(Text: Jenny Niederstadt)
Sie torkeln, verlieren die Orientierung und müssen mitunter sogar erbrechen: Ja, auch Fische können offenbar seekrank werden. Allerdings leiden die Tiere eher selten an diesem Unwohlsein – etwa wenn sie an der Meeresoberfläche schwimmen und dort überraschend von starken Wellen hin und her geworfen werden. Oder wenn sie in tieferen Wasserschichten in ein Fischernetz geraten und dann rasch emporgezogen werden.
Der Grund für die körperliche Reaktion ist eine kurzfristige Verwirrung der Sinne. Dem Gehirn der Fische gelingt es dann nicht, sich eindeutig zu orientieren. Genau wie ein Mensch an Deck eines schwankenden Schiffs empfangen die Tiere widersprüchliche Informationen über ihre Umwelt. Im Kern eines Wasserstrudels etwa nehmen ihre Augen Stillstand wahr, während ihr Gleichgewichtsorgan Bewegung registriert.
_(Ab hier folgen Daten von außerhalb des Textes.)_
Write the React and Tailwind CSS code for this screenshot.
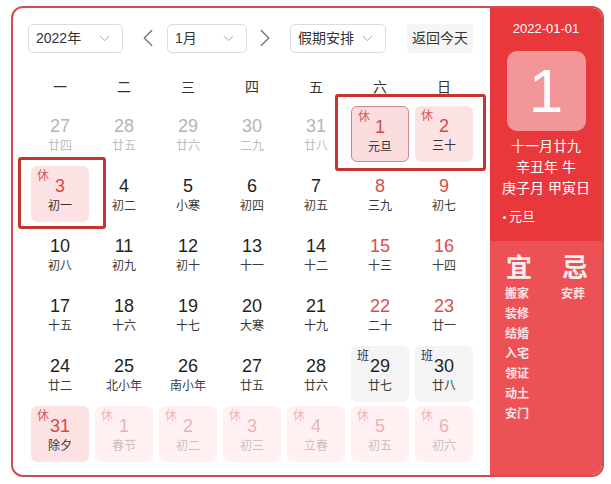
import React from 'react';
import { ChevronDown, ChevronLeft, ChevronRight } from 'lucide-react';

const WEEK = ['一', '二', '三', '四', '五', '六', '日'];

// kind: prev | normal | weekend | holiday | selected | work | nextHoliday
const DAYS = [
  [27, '廿四', 'prev'], [28, '廿五', 'prev'], [29, '廿六', 'prev'], [30, '二九', 'prev'], [31, '廿八', 'prev'], [1, '元旦', 'selected'], [2, '三十', 'holiday'],
  [3, '初一', 'holiday'], [4, '初二', 'normal'], [5, '小寒', 'normal'], [6, '初四', 'normal'], [7, '初五', 'normal'], [8, '三九', 'weekend'], [9, '初七', 'weekend'],
  [10, '初八', 'normal'], [11, '初九', 'normal'], [12, '初十', 'normal'], [13, '十一', 'normal'], [14, '十二', 'normal'], [15, '十三', 'weekend'], [16, '十四', 'weekend'],
  [17, '十五', 'normal'], [18, '十六', 'normal'], [19, '十七', 'normal'], [20, '大寒', 'normal'], [21, '十九', 'normal'], [22, '二十', 'weekend'], [23, '廿一', 'weekend'],
  [24, '廿二', 'normal'], [25, '北小年', 'normal'], [26, '南小年', 'normal'], [27, '廿五', 'normal'], [28, '廿六', 'normal'], [29, '廿七', 'work'], [30, '廿八', 'work'],
  [31, '除夕', 'holiday'], [1, '春节', 'nextHoliday'], [2, '初二', 'nextHoliday'], [3, '初三', 'nextHoliday'], [4, '立春', 'nextHoliday'], [5, '初五', 'nextHoliday'], [6, '初六', 'nextHoliday'],
];

const YI = ['搬家', '装修', '结婚', '入宅', '领证', '动土', '安门'];

const cellStyles = {
  prev: { box: '', num: 'text-[#b5b5b5]', lunar: 'text-[#bdbdbd]' },
  normal: { box: '', num: 'text-[#1f1f1f]', lunar: 'text-[#3a3a3a]' },
  weekend: { box: '', num: 'text-[#d5504c]', lunar: 'text-[#3a3a3a]' },
  holiday: { box: 'bg-[#fde2e4]', num: 'text-[#d24a4a]', lunar: 'text-[#333]', tag: '休', tagCls: 'text-[#d45a5a]' },
  selected: { box: 'bg-[#fbdcdf] border-[1.5px] border-[#c98888]', num: 'text-[#d24a4a]', lunar: 'text-[#333]', tag: '休', tagCls: 'text-[#d45a5a]' },
  work: { box: 'bg-[#f4f4f5]', num: 'text-[#1f1f1f]', lunar: 'text-[#3a3a3a]', tag: '班', tagCls: 'text-[#333]' },
  nextHoliday: { box: 'bg-[#fff1f2]', num: 'text-[#eab3b7]', lunar: 'text-[#c9bfc0]', tag: '休', tagCls: 'text-[#ebb5b9]' },
};

const Select = ({ label, width }) => (
  <div
    className={`${width} h-[29px] flex items-center justify-between pl-[7px] pr-[9px] border border-[#dcdcdc] rounded-[5px] text-[14px] text-[#333]`}
  >
    <span>{label}</span>
    <ChevronDown className="w-[17px] h-[17px] text-[#a0a0a0]" strokeWidth={1.3} />
  </div>
);

const DayCell = ({ day }) => {
  const [num, lunar, kind] = day;
  const s = cellStyles[kind];
  return (
    <div className={`relative h-[56px] rounded-[6px] flex flex-col items-center pt-[9px] ${s.box}`}>
      {s.tag && (
        <span className={`absolute left-[6px] top-[2px] text-[12px] leading-[16px] ${s.tagCls}`}>{s.tag}</span>
      )}
      <span className={`text-[18px] leading-[22px] ${s.num}`}>{num}</span>
      <span className={`mt-[1px] text-[12px] leading-[16px] ${s.lunar}`}>{lunar}</span>
    </div>
  );
};

export default function App() {
  return (
    <div
      className="relative w-[611px] h-[484px] bg-white pt-[6px] pl-[11px]"
      style={{ fontFamily: '"Liberation Sans", "Noto Sans CJK SC", sans-serif' }}
    >
      <div className="w-[593px] h-[471px] border-2 border-[#c9514e] rounded-[12px] overflow-hidden flex">
        {/* 左侧日历 */}
        <div className="flex-1 pl-[15px] pt-[15px]">
          <div className="flex items-center">
            <Select label="2022年" width="w-[95px]" />
            <ChevronLeft className="ml-[10px] w-[30px] h-[30px] text-[#777]" strokeWidth={1.1} />
            <div className="ml-[4px]">
              <Select label="1月" width="w-[80px]" />
            </div>
            <ChevronRight className="ml-[3px] w-[30px] h-[30px] text-[#777]" strokeWidth={1.1} />
            <div className="ml-[10px]">
              <Select label="假期安排" width="w-[96px]" />
            </div>
            <div className="ml-[21px] w-[66px] h-[29px] flex items-center justify-center bg-[#f5f5f5] rounded-[4px] text-[14px] text-[#333]">
              返回今天
            </div>
          </div>

          <div className="ml-[3px] mt-[24px] w-[442px] grid grid-cols-7 gap-x-[6px]">
            {WEEK.map(w => (
              <div key={w} className="text-center text-[14px] leading-[20px] text-[#333]">{w}</div>
            ))}
          </div>

          <div className="ml-[3px] mt-[9px] w-[442px] grid grid-cols-7 gap-x-[6px] gap-y-[4px]">
            {DAYS.map((d, i) => (
              <DayCell key={i} day={d} />
            ))}
          </div>
        </div>

        {/* 右侧详情 */}
        <div className="w-[112px] flex flex-col text-white">
          <div className="h-[233px] bg-[#e8383b] flex flex-col items-center pt-[12px]">
            <div className="text-[13px] leading-[18px]">2022-01-01</div>
            <div className="mt-[13px] w-[79px] h-[80px] rounded-[10px] bg-[#f29697] flex items-center justify-center text-[62px] leading-none font-light">
              1
            </div>
            <div className="mt-[5px] text-[14px] leading-[21px] text-center">
              <div>十一月廿九</div>
              <div>辛丑年 牛</div>
              <div>庚子月 甲寅日</div>
            </div>
            <div className="self-start ml-[13px] mt-[9px] text-[13px] leading-[18px] flex items-center">
              <span className="w-[3px] h-[3px] bg-white rounded-full mr-[3px]" />
              元旦
            </div>
          </div>
          <div className="flex-1 bg-[#ec5155] flex pl-[15px] pt-[12px]">
            <div className="w-[56px] flex flex-col items-start">
              <div className="text-[26px] leading-[30px] font-bold text-[#fdeeee] ml-[1px]">宜</div>
              <div className="mt-[1px] flex flex-col text-[12px] leading-[20px] font-bold text-[#fde3e3]">
                {YI.map(y => (
                  <span key={y}>{y}</span>
                ))}
              </div>
            </div>
            <div className="flex flex-col items-start">
              <div className="text-[26px] leading-[30px] font-bold text-[#fdeeee] ml-[1px]">忌</div>
              <div className="mt-[1px] text-[12px] leading-[20px] font-bold text-[#fde3e3]">安葬</div>
            </div>
          </div>
        </div>
      </div>

      {/* 标注框 */}
      <div className="absolute left-[335px] top-[94px] w-[151px] h-[77px] border-[3px] border-[#c8322f] rounded-[3px]" />
      <div className="absolute left-[18px] top-[157px] w-[88px] h-[72px] border-[3px] border-[#c8322f] rounded-[3px]" />
    </div>
  );
}
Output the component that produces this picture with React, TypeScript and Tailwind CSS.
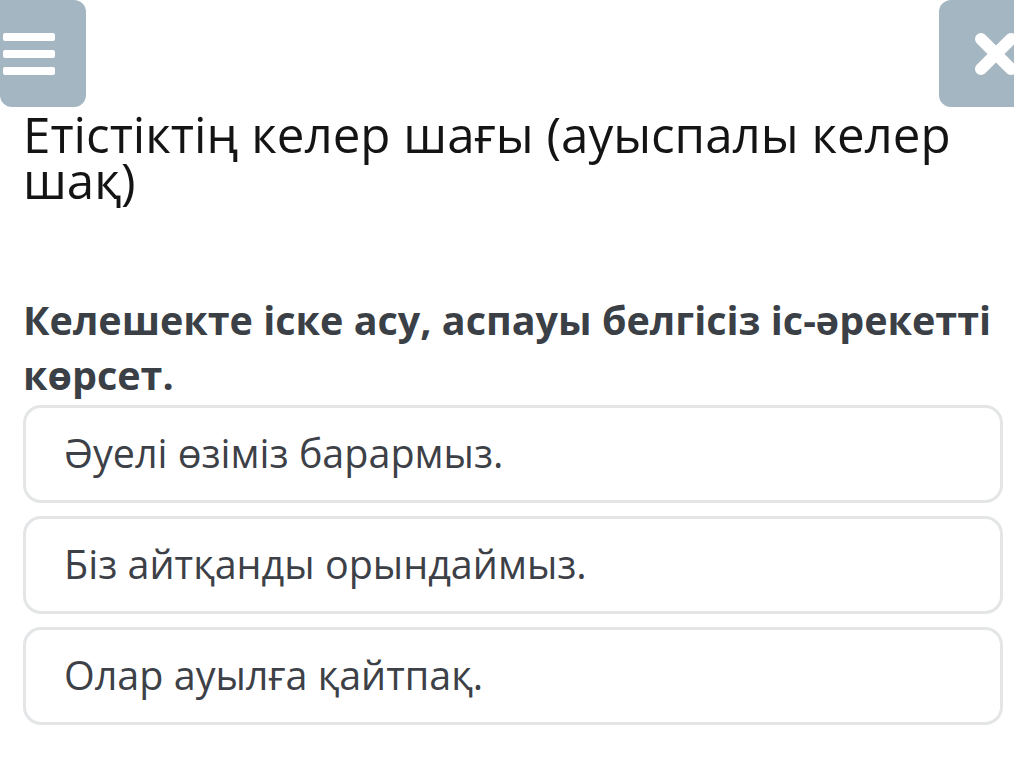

Löst sich dieser Widerspruch nicht auf, schlägt das Hirn Alarm und reagiert, als kämpfe der Organismus mit einem Gift: Übelkeit kommt auf, der Kreislauf gerät aus dem Takt, und die Orientierung geht verloren.
Die Tiere erbleichen oder müssen erbrechen
Diesen Effekt können Biologen nicht nur bei Meeresfischen nachweisen, auch Tiere in Aquarien sind betroffen. Zum Beispiel beim Umzug in ein anderes Becken: Werden sie in einem schaukelnden Eimer getragen oder mit dem Auto unsanft in einer Transportbox gefahren, setzen die Schwingungen des Wassers den Fischen zu. Dabei reagiert auch ihr Seitenlinienorgan, mit dem sie Strömungen und Druckwellen wahrnehmen. Einige Arten erbleichen dann deutlich sichtbar, oder die Tiere müssen erbrechen.
Züchter versuchen, die Reisekrankheit zu lindern, indem sie die Fische vor einem Transport nicht füttern. Mit leerem Bauch reist es sich besser. Verwandte im Meer haben es da einfacher: Werden sie seekrank, tauchen sie schnell in die Tiefe. Dort ist das Wasser ruhiger, und das Unwohlsein verfliegt.